While a Doctor Who coding game, and 1m Microbits (a pocket sized entry-level coding device) issued to every year 7 child are exciting elements of the Make it Digital season, Nesta has focused its efforts on the Mixital platform and we think it may hold the blueprint to a more open, enabling BBC in the education space.
Mixital is a new platform, currently launched in beta, that provides young people with the tools and wherewithal to get digitally creative with BBC assets - through creating, remixing and sharing digital creations. Nesta supported Code Club to develop the Robo Dancer channel on Mixital, where bots in Strictly Come Dancing attire can be programmed to strut their stuff, for example. And the Eastenders soap maker will allow fans to create and share their own comic-book style story using some of the classic lines from the show. In future it is hoped Mixital will become the place where audiences can get digitally creative with other BBC assets - so when it’s Shakespeare season again, you go to Mixital to mash up Macbeth.
Two things are exciting about Mixital, and point to a potential new way of working for the BBC. Firstly, big-name brands such as Strictly Come Dancing and Eastenders are opening up their assets for audiences to play and create with - something that many brands aspire to but few have the guts to do. This is a new level of hands-on engagement for audiences, and what better way to engage young people in learning than through the brands and artists they already care about?
And secondly, it doesn’t just have to be BBC brands on Mixital (as piloted by our 3-way project with Code Club and the BBC). It’s not hard to imagine Mixital becoming a portal for young people to mix and mash up assets from other entertainment brands (whilst simultaneously honing their digital making skills), or arts and cultural organisations such as museums or galleries. Kind of like a digital ‘do tube’.

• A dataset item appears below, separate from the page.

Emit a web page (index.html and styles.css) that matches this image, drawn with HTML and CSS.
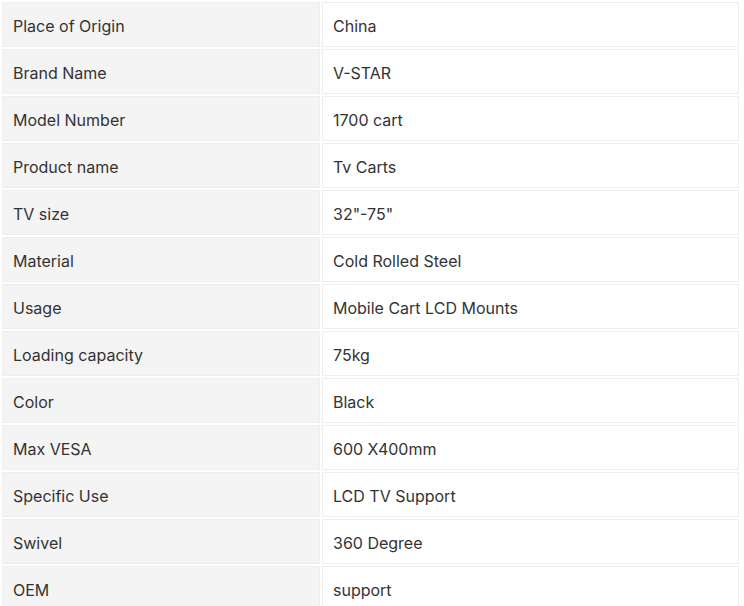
FILE: index.html
```html
<!DOCTYPE html>
<html>
<head>
<meta charset="utf-8">
<link rel="stylesheet" href="styles.css">
</head>
<body>
<table class="spec">
<tbody>
<tr><td class="k">Place of Origin</td><td class="v">China</td></tr>
<tr><td class="k">Brand Name</td><td class="v">V-STAR</td></tr>
<tr><td class="k">Model Number</td><td class="v">1700 cart</td></tr>
<tr><td class="k">Product name</td><td class="v">Tv Carts</td></tr>
<tr><td class="k">TV size</td><td class="v">32"-75"</td></tr>
<tr><td class="k">Material</td><td class="v">Cold Rolled Steel</td></tr>
<tr><td class="k">Usage</td><td class="v">Mobile Cart LCD Mounts</td></tr>
<tr><td class="k">Loading capacity</td><td class="v">75kg</td></tr>
<tr><td class="k">Color</td><td class="v">Black</td></tr>
<tr><td class="k">Max VESA</td><td class="v">600 X400mm</td></tr>
<tr><td class="k">Specific Use</td><td class="v">LCD TV Support</td></tr>
<tr><td class="k">Swivel</td><td class="v">360 Degree</td></tr>
<tr><td class="k">OEM</td><td class="v">support</td></tr>
</tbody>
</table>
</body>
</html>
```
FILE: styles.css
```css
html, body {
  margin: 0;
  padding: 0;
  background: #ffffff;
}
body {
  font-family: Inter, "Noto Sans", sans-serif;
  font-size: 16px;
  color: #333333;
}
.spec {
  width: 741px;
  border-collapse: separate;
  border-spacing: 2px;
  margin: 0;
}
.spec td {
  padding: 3px 0 0 10px;
  border: 1px solid #eeeeee;
  vertical-align: middle;
  box-sizing: border-box;
  height: 45px;
}
.spec .k {
  width: 318px;
  background: #f4f4f4;
}
.spec .v {
  background: #ffffff;
}
```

Through Mixital, and other ways of working collaboratively and openly in the education space, the BBC may finally be able to excise the ghost of BBC Jam - a high profile initiative launched in 1999 to develop a new digital curriculum of freely available multi-media educational materials. The content of the service was connected with the UK’s National curriculum across a variety of subjects and was designed to provide free, independent computer-based learning for school children. But established commercial players in the education market fought against it and the plans were referred to the European Commission on the grounds that license fee money was being used to intervene in a commercial marketplace. Eventually the service was pulled - but not until hundreds of millions of pounds had been spent. Overlooked at the time was the upside for new media education companies who were actually set to benefit from the BBC’s investment in BBC Jam and its promise to spend half of the content budget with external suppliers. Many fingers in the BBC Trust were badly burnt by this brush with big commercial interest, and it has erred towards caution when assessing its commercial impacts, possibly at the expense of true public interest at times.
Mixital and Make it Digital show that, rather than competing with the education world, the BBC could use its vast reach and its technological capabilities to curate and help audiences access and navigate the best educational materials on offer from partner organisations. This could offer a permanent strategy for the BBC’s approach to education, beyond the one-off Make it Digital season, involving:
More and better resources to help learners and parents navigate the educational resources available, and which ones really work. As Tony Hall said recently, In the internet era, it is easier to find information but harder to know whether to trust it.
Facilitating connections between schools, parents and the informal learning opportunities in their area - for example, Nesta’s Young Digital Makers survey found that Teacher awareness of digital making resources for young people outside of the school curriculum is very low, and only 12% of parents were able to signpost their kids to online or in-person resources to help develop their digital making skills.
Using the BBC Connected Studio model to develop new education tools and content for others to meet identified learning challenges.
A ruthless focus on democratising access to the best education materials and priority skills like digital literacy.
As Tony Hall said recently: “We’ve always sought to bring the best to everyone. Now we will have the opportunity to bring the best from everyone too” - delivering this in the education space could hold one of the keys to a revitalised BBC.